"Né, minha filha?": efeitos de um vocativo no discurso cômico
DOI:
https://doi.org/10.21680/1517-7874.2023v25n1ID31849Resumen
Este artigo analisa o discurso cômico na materialidade de memes cuja emergência se deu pela retomada da formulação-origem “Solidão, né, minha filha?”. Esta estrutura se mantém particularmente estável na regularidade da forma contraída né articulada ao vocativo minha filha em uma estrutura de tag question. A formulação se deu em um episódio do programa televisivo Fantástico, quando o médico Drauzio Varella fez uma reportagem especial para mostrar as condições de vida de mulheres trans em um presídio brasileiro. Do ponto de vista linguístico, o discurso cômico reverbera enunciados clássicos como “O homem é o único animal que ri”, “Se a tragédia eleva, o cômico rebaixa”, “O cômico é um determinado erro”. Do ponto de vista histórico, reaviva a memória do riso em contexto de pandemia.

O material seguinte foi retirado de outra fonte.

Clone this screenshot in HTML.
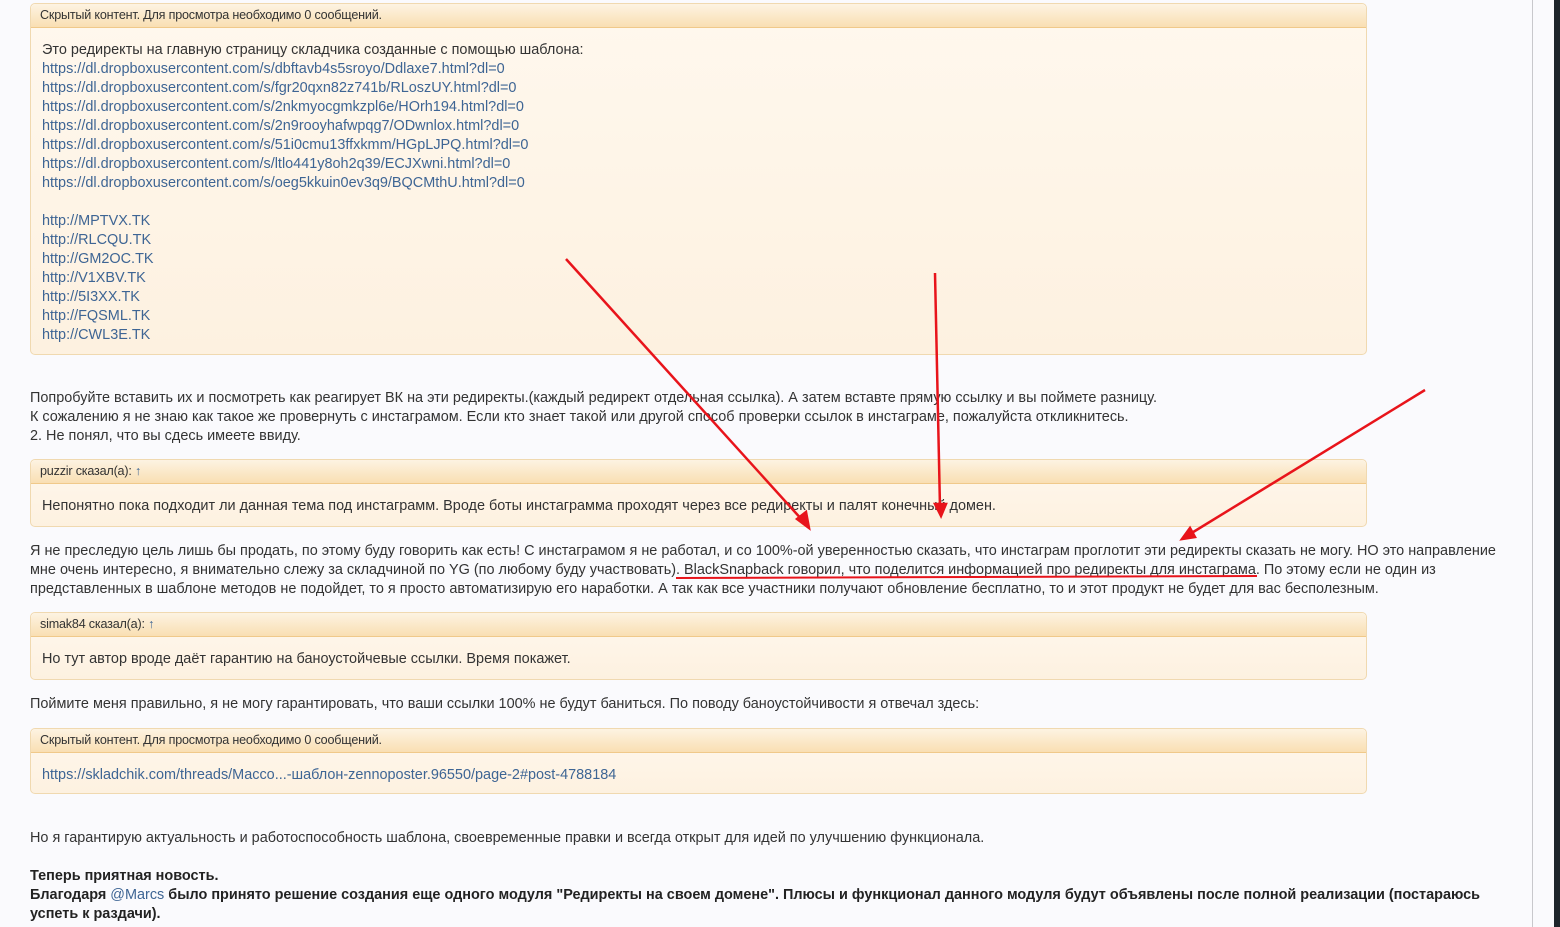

Retornam as cenas de Aristófanes em contexto de guerra e a correlação disso com um dos enunciados mais repetidos em sua obra: “Que a peste o sufoque!” – alusão à peste que devastou Atenas em 430 a.C. Retornam ainda as figuras de Gargântua, de Rabelais, notadamente, nas referências feitas no romance à peste e ao riso ativo e revoltado. É possível concluir, pelos efeitos de sentido produzidos pelo discurso cômico inscrito nos memes – especialmente no que tange ao vocativo minha filha conectado à forma contraída né? –, que o riso tem três formas em nosso corpus, a saber, a desalentada, a inconformada e a revoltada.